Disciplined Agile

Data Management Mindset

To capture the mindset for effective data management, we extend the principles, promises, and guidelines of the Disciplined Agile® (DA™) mindset with philosophies.

Data Management Mindset

Figure 1. The Disciplined Agile (DA) mindset for data management (click to enlarge).

To be effective at data management, we embrace these philosophies:

  1. Work closely with others. Data professionals need to actively work with others throughout your organization, helping them to leverage data in their decision making. They also need to work closely with delivery teams to produce and work with high-quality data sources.
  2. Transfer skills and knowledge. The aim is to enable others to better understand and become more effective at working with data.
  3. Usage-driven data. Traditional strategies promote a data-driven approach where their design efforts focused on data structure and semantics first, with the belief that usage would follow. This tended to result in data sources that weren’t readily usable by their intended audience. The agile strategy is to start with an understanding of what people want to do and then design data sources to support that.
  4. Timely, secure, and auditable intelligence. When people are making decisions, they need easy access to the right data at the right time. Having said that, they should only have access to the data that they are allowed to and no more – this is referred to as the principle of least access. Data activities must also be auditable – we should know where data comes from, when and how it changes, and who and when someone accessed it in the case of private/secure data.
  5. Fix the source. Every organization has technical debt, poor quality assets, that hampers their ability to operate effectively.  Technical debt in data sources includes inaccurate data, inconsistent data, poorly formatted data, and many other problems. Traditional strategies of dealing with these problems were to transform the data as you bring it into your data warehouse (DW) environment or into other systems, a strategy that proves to be expensive and inconsistent over time. A better option, albeit harder in the short term, is to fix the problems at the source via data refactoring strategies.
  6. Model to understand. Models are very good at communicating and capturing high-level concepts but rather poor at capturing details. Visual models showing major concepts - such as entity types and the relationships between them on conceptual diagrams or systems and data flow on architectural diagrams – prove useful in practice because they show you the lay of the land. The challenge is that people tend not to keep the details up to date and very often don’t even bother to read them anyway. The implication is that we need something else to capture the details, which is what executable tests are good at doing.
  7. Test to specify. Strategies such as Acceptance Test-Driven Development (ATDD) and Sustainable Test-Driven Development (STDD) are quickly becoming the norm for exploring and capturing detailed requirements and design specifications respectively.
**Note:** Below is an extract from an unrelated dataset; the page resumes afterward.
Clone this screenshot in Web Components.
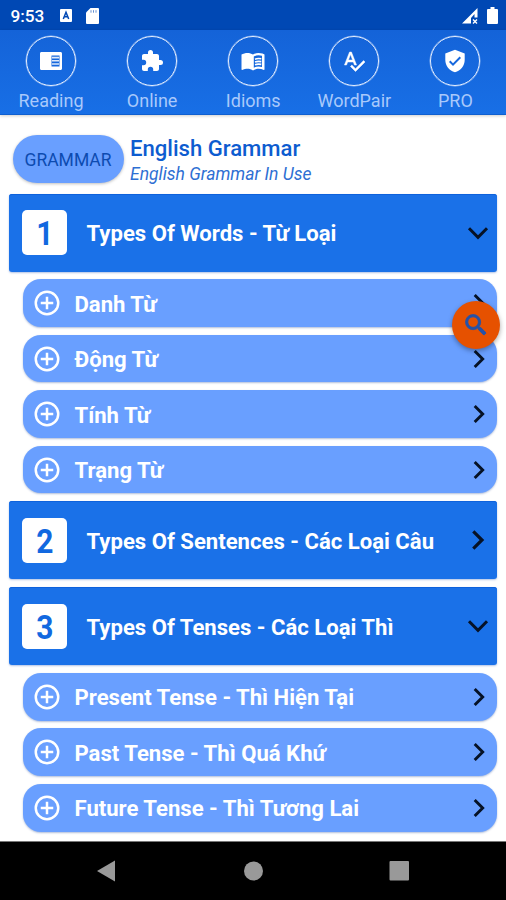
<!DOCTYPE html>
<html lang="vi">
<head>
<meta charset="utf-8">
<title>English Grammar</title>
<style>
  html, body {
    margin: 0;
    height: 100%;
    overflow: hidden;
    background: #fff;
    font-family: Roboto, "Noto Sans", sans-serif;
  }
</style>
</head>
<body>
<grammar-app></grammar-app>

<script>
const ICONS = {
  reader: `<path fill="currentColor" fill-rule="evenodd" d="M2.500 3h19c.9 0 1.500.7 1.500 1.500v15c0 .8-.6 1.500-1.500 1.500h-19C1.600 21 1 20.300 1 19.500v-15C1 3.700 1.600 3 2.500 3zM12.500 6.500v11h8v-11z"/><path fill="currentColor" opacity=".85" d="M13 7.800h7v1.600h-7zM13 11h7v1.600h-7zM13 14.200h7v1.600h-7z"/>`,
  puzzle: `<path fill="currentColor" d="M20.500 11H19V7c0-1.100-.9-2-2-2h-4V3.500a2.500 2.500 0 0 0-5 0V5H4c-1.100 0-2 .9-2 2v3.800h1.500a2.700 2.700 0 0 1 0 5.400H2V20c0 1.100.9 2 2 2h3.800v-1.500a2.700 2.700 0 0 1 5.400 0V22H17c1.100 0 2-.9 2-2v-4h1.500a2.500 2.500 0 0 0 0-5z"/>`,
  book: `<path fill="currentColor" fill-rule="evenodd" d="M21.500 4.500c-1.300-.4-2.600-.6-4-.6-1.950 0-4.050.5-5.500 1.600-1.450-1.100-3.550-1.600-5.500-1.600S2 4.400.5 5.500v15c0 .3.300.5.600.5 1.700-.8 3.900-1.200 5.400-1.200 1.950 0 4.050.5 5.500 1.600 1.350-.9 3.800-1.600 5.500-1.600 1.650 0 3.700.4 5.400 1.200.3 0 .6-.2.600-.5v-15c-.6-.5-1.300-.8-2-1zm-.5 13.600c-1.100-.3-2.300-.5-3.500-.5-1.500 0-3.300.4-4.700 1.100V7.500c1.400-.7 3.200-1.200 4.700-1.200 1.200 0 2.400.2 3.500.5z"/><path fill="none" stroke="currentColor" stroke-width="1.600" d="M14 10.200c2-.8 4-.8 6.300-.4M14 13c2-.8 4-.8 6.300-.4M14 15.800c2-.8 4-.8 6.300-.4"/>`,
  spell: `<path fill="currentColor" stroke="currentColor" stroke-width=".5" d="M12.450 16h2.090L9.430 3H7.570L2.460 16h2.090l1.120-3h5.640l1.140 3zm-6.020-5L8.500 5.480 10.570 11H6.430zm15.160.59l-8.090 8.090L9.830 16l-1.410 1.410 5.090 5.090L23 13l-1.410-1.410z"/>`,
  shield: `<path fill="currentColor" d="M12 .8L2.300 4.500V11c0 5.600 4 10.900 9.700 12.200 5.700-1.300 9.700-6.600 9.700-12.200V4.500L12 .8zm-2 16.200l-4-4 1.410-1.410L10 14.170l6.590-6.590L18 9l-8 8z"/>`,
  plus: `<path fill="currentColor" d="M13 7h-2v4H7v2h4v4h2v-4h4v-2h-4V7zm-1-5a10 10 0 1 0 0 20 10 10 0 0 0 0-20zm0 18a8 8 0 1 1 0-16 8 8 0 0 1 0 16z"/>`,
  right: `<path fill="none" stroke="currentColor" stroke-width="3.200" d="M7.300 3.300L16 12l-8.700 8.700"/>`,
  down: `<path fill="none" stroke="currentColor" stroke-width="3" d="M3 7.300L12 16.300l9-9"/>`,
  search: `<path fill="currentColor" d="M15.500 14h-.79l-.28-.27A6.470 6.470 0 0 0 16 9.500 6.500 6.500 0 1 0 9.500 16c1.610 0 3.090-.59 4.230-1.570l.27.28v.79l5 4.990L20.490 19l-4.990-5zm-6 0a4.500 4.500 0 1 1 0-9 4.500 4.500 0 0 1 0 9z" stroke="currentColor" stroke-width=".7"/><path stroke="currentColor" stroke-width="3.200" d="M14.800 14.800l4.800 4.800"/>`,
};

class AppIcon extends HTMLElement {
  connectedCallback() {
    this.attachShadow({ mode: "open" }).innerHTML = `
    <style>
      :host { display: block; width: 24px; height: 24px; flex: none; }
      svg { display: block; width: 100%; height: 100%; }
    </style>
    <svg viewBox="0 0 24 24">${ICONS[this.getAttribute("name")]}</svg>`;
  }
}

class StatusBar extends HTMLElement {
  connectedCallback() {
    this.attachShadow({ mode: "open" }).innerHTML = `
    <style>
      :host {
        display: flex;
        align-items: center;
        box-sizing: border-box;
        height: 30px;
        padding: 1px 8px 0 10.500px;
        background: #0048b4;
        color: #fff;
      }
      .time { font-size: 17.200px; width: 49.500px; font-weight: 500; }
      svg { display: block; }
      .card { margin-left: 14px; }
      .signal { margin-left: auto; margin-right: 8px; }
    </style>
    <span class="time">9:53</span>
    <svg width="12" height="13" viewBox="0 0 12 13"><rect width="12" height="13" rx="1" fill="#fff"/><path d="M3.300 10L6 3.200 8.700 10M4.300 7.800h3.400" fill="none" stroke="#0048b4" stroke-width="1.500"/></svg>
    <svg class="card" width="13" height="16" viewBox="0 0 13 16"><path d="M4.500 0H12a1 1 0 0 1 1 1v14a1 1 0 0 1-1 1H1a1 1 0 0 1-1-1V4.500z" fill="#fff"/><path d="M5 2.200v2.500M7.500 2.200v2.500M10 2.200v2.500" stroke="#0048b4" stroke-width="1" opacity=".6"/></svg>
    <svg class="signal" width="17" height="16" viewBox="0 0 17 16"><path fill="#fff" fill-rule="evenodd" d="M0 15.500L15.500 0v9.500h-3V6L9 10v5.500z"/><path d="M11 11.500l4 4M15 11.500l-4 4" stroke="#fff" stroke-width="1.400"/></svg>
    <svg width="11" height="17" viewBox="0 0 11 17"><path fill="#fff" d="M3.500 0h4v2H10a1 1 0 0 1 1 1v13a1 1 0 0 1-1 1H1a1 1 0 0 1-1-1V3a1 1 0 0 1 1-1h2.500z"/></svg>`;
  }
}

class NavTab extends HTMLElement {
  connectedCallback() {
    this.attachShadow({ mode: "open" }).innerHTML = `
    <style>
      :host {
        display: flex;
        flex-direction: column;
        align-items: center;
        color: #fff;
      }
      .ring {
        box-sizing: border-box;
        width: 50px;
        height: 50px;
        display: grid;
        place-items: center;
        border: 1.500px solid #e6efff;
        border-radius: 50%;
        box-shadow: 0 0 0 .5px rgba(230, 239, 255, .6);
      }
      .label {
        margin-top: 4px;
        font-size: 18px;
        line-height: 22px;
        color: #a9c9fb;
      }
    </style>
    <div class="ring"><app-icon name="${this.getAttribute("icon")}"></app-icon></div>
    <span class="label"><slot></slot></span>`;
  }
}

class TabBar extends HTMLElement {
  connectedCallback() {
    this.attachShadow({ mode: "open" }).innerHTML = `
    <style>
      :host {
        display: grid;
        grid-template-columns: repeat(5, 1fr);
        box-sizing: border-box;
        height: 85px;
        padding: 6px 0 0 .5px;
        background: linear-gradient(#1463d8, #186fe6);
        border-bottom: 1px solid #0f5fd0;
        box-shadow: 0 1px 3px rgba(0, 0, 0, .2);
      }
    </style>
    <slot></slot>`;
  }
}

class PageHeading extends HTMLElement {
  connectedCallback() {
    this.attachShadow({ mode: "open" }).innerHTML = `
    <style>
      :host { display: flex; align-items: center; gap: 6.500px; height: 48px; padding: 20px 0 10.500px 12.500px; }
      .chip {
        width: 111px;
        height: 48px;
        line-height: 50px;
        text-align: center;
        border-radius: 24px;
        background: #699fff;
        color: #0d4bb0;
        font-size: 17.500px;
        box-shadow: 0 1px 3px rgba(0, 0, 0, .25);
      }
      h1, p { margin: 0; white-space: nowrap; color: #0d5cd0; }
      h1 { padding-top: 2px; font-size: 22.100px; line-height: 28px; font-weight: 500; }
      p { font-size: 17.500px; line-height: 24px; font-style: italic; color: #2e6fd3; }
    </style>
    <div class="chip">GRAMMAR</div>
    <div>
      <h1><slot></slot></h1>
      <p><slot name="sub"></slot></p>
    </div>`;
  }
}

class TopicGroup extends HTMLElement {
  connectedCallback() {
    const arrow = this.hasAttribute("open") ? "down" : "right";
    this.attachShadow({ mode: "open" }).innerHTML = `
    <style>
      :host { display: grid; gap: 7.700px; }
      header {
        display: flex;
        align-items: center;
        box-sizing: border-box;
        height: 78px;
        margin-left: 9px;
        padding: 0 7px 0 13px;
        border-radius: 3px;
        background: #1a71e8;
        color: #fff;
        box-shadow: inset 0 1px #0e62dc, 0 1px 2px rgba(30, 80, 180, .35);
      }
      .number {
        width: 45px;
        height: 45px;
        line-height: 46px;
        text-align: center;
        border-radius: 5px;
        background: #fff;
        color: #1268e0;
        font-size: 34px;
        font-weight: 700;
      }
      .number span { display: inline-block; transform: scaleX(.88); }
      .title { flex: 1; margin-left: 19.500px; padding-top: 1px; font-size: 22.100px; font-weight: 700; white-space: nowrap; }
      app-icon { color: #061226; }
    </style>
    <header>
      <div class="number"><span>${this.getAttribute("number")}</span></div>
      <span class="title">${this.getAttribute("label")}</span>
      <app-icon name="${arrow}"></app-icon>
    </header>
    <slot></slot>`;
  }
}

class TopicItem extends HTMLElement {
  connectedCallback() {
    this.attachShadow({ mode: "open" }).innerHTML = `
    <style>
      :host {
        display: flex;
        align-items: center;
        box-sizing: border-box;
        height: 47.800px;
        margin-left: 23px;
        padding: 0 7px 0 9.500px;
        border-radius: 18px;
        background: #699fff;
        color: #fff;
        box-shadow: 0 1px 2px rgba(30, 70, 150, .35);
      }
      .plus { width: 30px; height: 30px; margin-left: -.5px; }
      .title { flex: 1; margin-left: 12.500px; padding-top: 1px; font-size: 22.100px; font-weight: 700; white-space: nowrap; }
      .arrow { width: 22px; height: 22px; color: #061226; }
    </style>
    <app-icon class="plus" name="plus"></app-icon>
    <span class="title"><slot></slot></span>
    <app-icon class="arrow" name="right"></app-icon>`;
  }
}

class SearchButton extends HTMLElement {
  connectedCallback() {
    this.attachShadow({ mode: "open" }).innerHTML = `
    <style>
      :host {
        display: grid;
        place-items: center;
        width: 48px;
        height: 48px;
        border-radius: 50%;
        background: #e65100;
        color: #2552a8;
        box-shadow: 0 2px 5px rgba(0, 0, 0, .35);
      }
      app-icon { width: 28px; height: 28px; }
    </style>
    <app-icon name="search"></app-icon>`;
  }
}

class SystemNav extends HTMLElement {
  connectedCallback() {
    this.attachShadow({ mode: "open" }).innerHTML = `
    <style>
      :host {
        display: flex;
        justify-content: center;
        align-items: center;
        gap: 126px;
        box-sizing: border-box;
        height: 59px;
        border-top: 1px solid #777;
        background: #000;
      }
      svg { display: block; fill: #999; }
    </style>
    <svg width="20" height="22"><path d="M0 11L18 .5v21z"/></svg>
    <svg width="20" height="20"><circle cx="10.500" cy="10" r="9.500"/></svg>
    <svg width="20" height="20"><rect x=".5" width="19.500" height="19.500" rx="1"/></svg>`;
  }
}

class GrammarApp extends HTMLElement {
  connectedCallback() {
    this.attachShadow({ mode: "open" }).innerHTML = `
    <style>
      :host {
        position: relative;
        display: flex;
        flex-direction: column;
        height: 900px;
        overflow: hidden;
      }
      main { flex: 1; min-height: 0; }
      .topics { display: grid; gap: 7.900px; padding-right: 9px; }
      search-button { position: absolute; left: 452px; top: 301px; }
    </style>
    <status-bar></status-bar>
    <tab-bar>
      <nav-tab icon="reader">Reading</nav-tab>
      <nav-tab icon="puzzle">Online</nav-tab>
      <nav-tab icon="book">Idioms</nav-tab>
      <nav-tab icon="spell">WordPair</nav-tab>
      <nav-tab icon="shield">PRO</nav-tab>
    </tab-bar>
    <main>
      <page-heading>English Grammar<span slot="sub">English Grammar In Use</span></page-heading>
      <div class="topics">
        <topic-group open number="1" label="Types Of Words - Từ Loại">
          <topic-item>Danh Từ</topic-item>
          <topic-item>Động Từ</topic-item>
          <topic-item>Tính Từ</topic-item>
          <topic-item>Trạng Từ</topic-item>
        </topic-group>
        <topic-group number="2" label="Types Of Sentences - Các Loại Câu"></topic-group>
        <topic-group open number="3" label="Types Of Tenses - Các Loại Thì">
          <topic-item>Present Tense - Thì Hiện Tại</topic-item>
          <topic-item>Past Tense - Thì Quá Khứ</topic-item>
          <topic-item>Future Tense - Thì Tương Lai</topic-item>
        </topic-group>
      </div>
    </main>
    <system-nav></system-nav>
    <search-button></search-button>`;
  }
}

customElements.define("app-icon", AppIcon);
customElements.define("status-bar", StatusBar);
customElements.define("nav-tab", NavTab);
customElements.define("tab-bar", TabBar);
customElements.define("page-heading", PageHeading);
customElements.define("topic-group", TopicGroup);
customElements.define("topic-item", TopicItem);
customElements.define("search-button", SearchButton);
customElements.define("system-nav", SystemNav);
customElements.define("grammar-app", GrammarApp);
</script>
</body>
</html>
Supported by automation, this promotes greater quality and ease of change while providing superior specifications for future efforts. The tests form executable specifications and thus add real value to the delivery teams because they validate their work, and are therefore much more likely to be kept up to date than static documentation.
  8. Automate, automate, automate. Automated checking of the work of delivery teams via ATDD and STTD is enabled via continuous integration (CI) and continuous deployment (CD) technologies. These strategies have their roots in software development, but they are also being applied in the data realm and are contributing to improving overall data quality and decreasing the time to safely deploy database updates into production. In parallel, automation is common in the data warehouse (DW)/business intelligence (BI) environment to evolve from batch processing to full real-time processing across the entirety of your data infrastructure. See the Accelerate Value Delivery process goal for automation options.